__Task brief__
In the material below, find each line holding the string "Tailwind" and copy it.

__Records shown__
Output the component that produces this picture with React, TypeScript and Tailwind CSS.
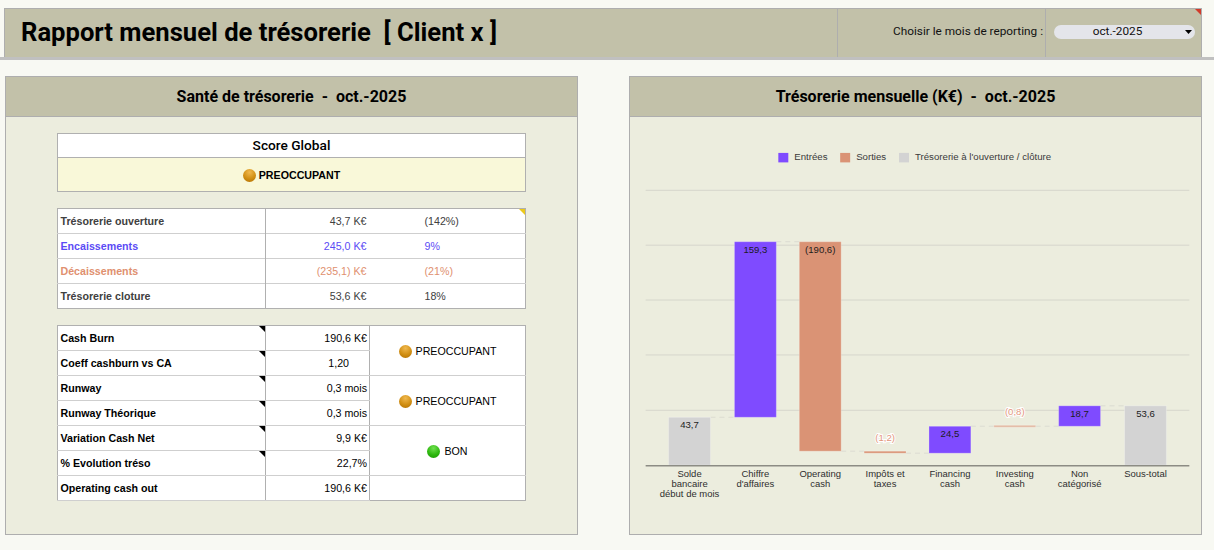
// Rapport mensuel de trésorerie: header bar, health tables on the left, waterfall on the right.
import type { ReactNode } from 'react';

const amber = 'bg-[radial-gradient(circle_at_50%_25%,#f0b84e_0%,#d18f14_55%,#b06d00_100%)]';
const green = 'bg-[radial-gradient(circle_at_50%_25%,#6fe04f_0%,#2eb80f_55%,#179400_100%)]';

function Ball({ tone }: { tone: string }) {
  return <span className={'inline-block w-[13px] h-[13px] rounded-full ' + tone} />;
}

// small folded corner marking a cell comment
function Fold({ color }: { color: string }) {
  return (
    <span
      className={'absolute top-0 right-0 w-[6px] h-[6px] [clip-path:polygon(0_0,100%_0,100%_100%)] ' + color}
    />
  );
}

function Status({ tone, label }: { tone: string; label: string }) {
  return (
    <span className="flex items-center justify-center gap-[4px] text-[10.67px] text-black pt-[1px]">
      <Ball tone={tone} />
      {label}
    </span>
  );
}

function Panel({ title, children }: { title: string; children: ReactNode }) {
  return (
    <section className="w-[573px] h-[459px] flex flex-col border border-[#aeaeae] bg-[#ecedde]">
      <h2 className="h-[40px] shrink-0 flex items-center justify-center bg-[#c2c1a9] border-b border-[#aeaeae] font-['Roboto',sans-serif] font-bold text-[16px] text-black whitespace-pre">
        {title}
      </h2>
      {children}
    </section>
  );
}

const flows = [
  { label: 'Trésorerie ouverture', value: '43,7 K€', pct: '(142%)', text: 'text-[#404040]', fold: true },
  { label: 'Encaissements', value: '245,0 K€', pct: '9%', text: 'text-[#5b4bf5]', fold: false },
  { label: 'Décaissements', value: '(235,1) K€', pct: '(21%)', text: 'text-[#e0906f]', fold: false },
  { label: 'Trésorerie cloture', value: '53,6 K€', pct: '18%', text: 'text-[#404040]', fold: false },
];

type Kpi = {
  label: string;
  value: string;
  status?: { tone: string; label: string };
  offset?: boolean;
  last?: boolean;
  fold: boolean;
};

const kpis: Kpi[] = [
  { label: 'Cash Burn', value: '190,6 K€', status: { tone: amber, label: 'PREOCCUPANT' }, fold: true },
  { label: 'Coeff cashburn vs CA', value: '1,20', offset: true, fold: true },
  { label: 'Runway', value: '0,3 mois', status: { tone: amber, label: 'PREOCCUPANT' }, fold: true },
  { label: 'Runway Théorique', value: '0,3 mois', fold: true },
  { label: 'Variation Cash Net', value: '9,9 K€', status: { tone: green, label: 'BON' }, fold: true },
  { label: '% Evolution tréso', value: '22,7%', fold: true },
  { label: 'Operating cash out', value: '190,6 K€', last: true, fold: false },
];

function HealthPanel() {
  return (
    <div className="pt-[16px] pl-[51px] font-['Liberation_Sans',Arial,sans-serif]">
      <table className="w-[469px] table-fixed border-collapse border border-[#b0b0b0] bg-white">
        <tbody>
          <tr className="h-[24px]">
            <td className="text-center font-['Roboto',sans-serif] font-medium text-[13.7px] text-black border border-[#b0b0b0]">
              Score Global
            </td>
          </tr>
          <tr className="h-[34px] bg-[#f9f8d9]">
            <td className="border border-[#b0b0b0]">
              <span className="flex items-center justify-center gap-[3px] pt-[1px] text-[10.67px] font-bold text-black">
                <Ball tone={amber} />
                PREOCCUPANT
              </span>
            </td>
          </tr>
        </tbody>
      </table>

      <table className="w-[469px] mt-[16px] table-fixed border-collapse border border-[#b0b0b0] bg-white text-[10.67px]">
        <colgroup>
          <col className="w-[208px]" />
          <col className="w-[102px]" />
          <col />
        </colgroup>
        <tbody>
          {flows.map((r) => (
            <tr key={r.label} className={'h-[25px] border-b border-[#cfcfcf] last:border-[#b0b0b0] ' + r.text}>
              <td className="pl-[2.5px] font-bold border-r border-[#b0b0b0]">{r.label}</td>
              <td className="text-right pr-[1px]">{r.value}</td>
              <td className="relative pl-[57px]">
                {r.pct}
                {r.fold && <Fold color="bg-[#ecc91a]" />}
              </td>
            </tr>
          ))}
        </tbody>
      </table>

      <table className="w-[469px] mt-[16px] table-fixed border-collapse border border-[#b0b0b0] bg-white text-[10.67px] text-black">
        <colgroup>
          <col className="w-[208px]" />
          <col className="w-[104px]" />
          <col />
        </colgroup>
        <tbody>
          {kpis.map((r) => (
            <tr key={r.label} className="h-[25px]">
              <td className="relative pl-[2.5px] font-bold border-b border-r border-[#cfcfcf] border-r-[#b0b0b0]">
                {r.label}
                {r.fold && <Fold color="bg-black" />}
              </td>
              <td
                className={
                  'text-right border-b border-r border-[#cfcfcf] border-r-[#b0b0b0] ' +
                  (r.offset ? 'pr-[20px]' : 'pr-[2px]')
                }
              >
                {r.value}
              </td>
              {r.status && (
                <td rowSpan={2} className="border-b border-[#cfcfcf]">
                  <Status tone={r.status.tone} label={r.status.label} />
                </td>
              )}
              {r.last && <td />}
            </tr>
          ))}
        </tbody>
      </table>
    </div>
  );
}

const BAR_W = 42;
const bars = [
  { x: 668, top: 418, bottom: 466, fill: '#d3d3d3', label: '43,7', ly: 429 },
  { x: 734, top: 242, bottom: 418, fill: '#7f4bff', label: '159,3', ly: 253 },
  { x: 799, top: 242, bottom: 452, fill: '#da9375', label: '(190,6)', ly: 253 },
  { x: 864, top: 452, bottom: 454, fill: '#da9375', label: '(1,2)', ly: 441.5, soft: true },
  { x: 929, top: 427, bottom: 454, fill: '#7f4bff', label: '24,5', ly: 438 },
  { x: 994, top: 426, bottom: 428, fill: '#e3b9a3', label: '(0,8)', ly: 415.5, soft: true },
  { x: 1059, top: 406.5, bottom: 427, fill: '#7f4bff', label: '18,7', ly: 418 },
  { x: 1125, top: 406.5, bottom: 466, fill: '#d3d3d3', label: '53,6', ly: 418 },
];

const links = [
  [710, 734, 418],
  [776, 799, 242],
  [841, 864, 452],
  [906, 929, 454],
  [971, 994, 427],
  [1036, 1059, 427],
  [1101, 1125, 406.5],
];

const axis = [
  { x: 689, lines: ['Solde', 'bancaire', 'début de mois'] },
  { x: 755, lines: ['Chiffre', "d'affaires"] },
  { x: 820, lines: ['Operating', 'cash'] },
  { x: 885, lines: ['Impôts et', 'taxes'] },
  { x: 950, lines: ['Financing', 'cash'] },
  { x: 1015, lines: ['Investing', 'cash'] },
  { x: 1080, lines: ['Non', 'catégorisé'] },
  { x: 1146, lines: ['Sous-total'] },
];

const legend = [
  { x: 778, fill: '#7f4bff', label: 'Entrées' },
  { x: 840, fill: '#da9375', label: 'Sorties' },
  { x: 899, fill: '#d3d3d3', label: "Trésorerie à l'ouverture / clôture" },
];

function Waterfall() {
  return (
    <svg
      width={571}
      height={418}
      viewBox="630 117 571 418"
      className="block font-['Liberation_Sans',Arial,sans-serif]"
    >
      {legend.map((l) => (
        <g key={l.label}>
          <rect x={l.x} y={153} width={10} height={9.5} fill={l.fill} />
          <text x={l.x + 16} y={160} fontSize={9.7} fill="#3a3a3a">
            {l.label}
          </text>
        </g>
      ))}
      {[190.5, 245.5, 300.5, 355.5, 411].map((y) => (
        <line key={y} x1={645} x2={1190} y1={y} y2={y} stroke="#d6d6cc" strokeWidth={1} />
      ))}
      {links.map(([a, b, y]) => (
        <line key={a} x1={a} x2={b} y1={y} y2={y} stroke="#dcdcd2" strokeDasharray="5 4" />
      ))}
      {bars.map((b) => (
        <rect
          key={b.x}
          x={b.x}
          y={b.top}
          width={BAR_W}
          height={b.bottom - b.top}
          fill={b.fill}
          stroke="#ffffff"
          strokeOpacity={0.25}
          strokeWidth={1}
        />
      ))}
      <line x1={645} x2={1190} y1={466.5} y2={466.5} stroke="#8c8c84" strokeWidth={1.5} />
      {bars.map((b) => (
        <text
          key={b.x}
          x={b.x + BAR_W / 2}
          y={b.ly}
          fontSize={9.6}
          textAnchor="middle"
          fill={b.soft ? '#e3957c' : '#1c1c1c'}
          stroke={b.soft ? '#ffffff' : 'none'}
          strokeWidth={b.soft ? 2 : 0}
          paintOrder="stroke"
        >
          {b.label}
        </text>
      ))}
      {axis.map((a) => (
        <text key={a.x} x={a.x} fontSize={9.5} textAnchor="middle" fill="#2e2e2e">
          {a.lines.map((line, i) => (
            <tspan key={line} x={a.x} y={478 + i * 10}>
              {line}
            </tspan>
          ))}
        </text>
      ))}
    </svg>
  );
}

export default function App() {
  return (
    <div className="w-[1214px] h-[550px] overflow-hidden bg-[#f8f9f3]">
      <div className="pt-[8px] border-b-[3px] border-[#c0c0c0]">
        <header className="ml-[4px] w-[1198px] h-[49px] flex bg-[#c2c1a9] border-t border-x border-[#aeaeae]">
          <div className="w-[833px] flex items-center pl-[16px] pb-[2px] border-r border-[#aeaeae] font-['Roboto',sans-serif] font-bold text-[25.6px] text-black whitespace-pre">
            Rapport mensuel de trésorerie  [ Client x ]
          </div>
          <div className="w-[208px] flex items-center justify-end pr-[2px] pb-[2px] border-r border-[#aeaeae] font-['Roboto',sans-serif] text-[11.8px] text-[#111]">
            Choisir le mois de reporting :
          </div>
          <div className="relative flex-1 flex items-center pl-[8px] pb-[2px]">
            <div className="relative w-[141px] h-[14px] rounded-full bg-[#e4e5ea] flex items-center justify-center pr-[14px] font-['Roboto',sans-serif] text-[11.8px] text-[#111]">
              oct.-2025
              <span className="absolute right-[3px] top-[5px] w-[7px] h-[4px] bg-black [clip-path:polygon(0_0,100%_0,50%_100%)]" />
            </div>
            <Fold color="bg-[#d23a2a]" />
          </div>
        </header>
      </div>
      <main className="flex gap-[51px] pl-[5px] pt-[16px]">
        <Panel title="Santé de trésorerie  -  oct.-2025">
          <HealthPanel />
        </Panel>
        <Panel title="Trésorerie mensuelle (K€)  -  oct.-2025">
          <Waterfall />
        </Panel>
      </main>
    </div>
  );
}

* * *

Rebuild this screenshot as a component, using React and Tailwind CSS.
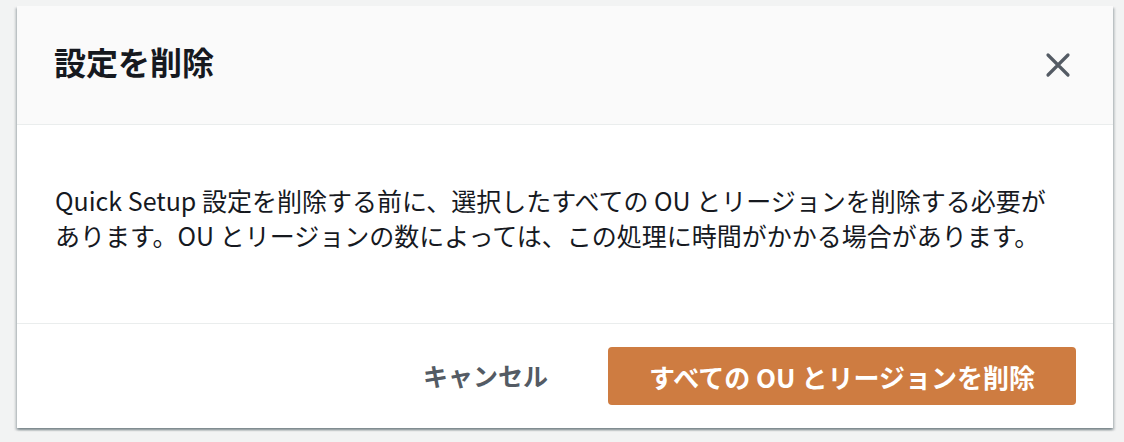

__Expected answer__
Output the component that produces this picture with React, TypeScript and Tailwind CSS.
Rebuild this screenshot as a component, using React and Tailwind CSS.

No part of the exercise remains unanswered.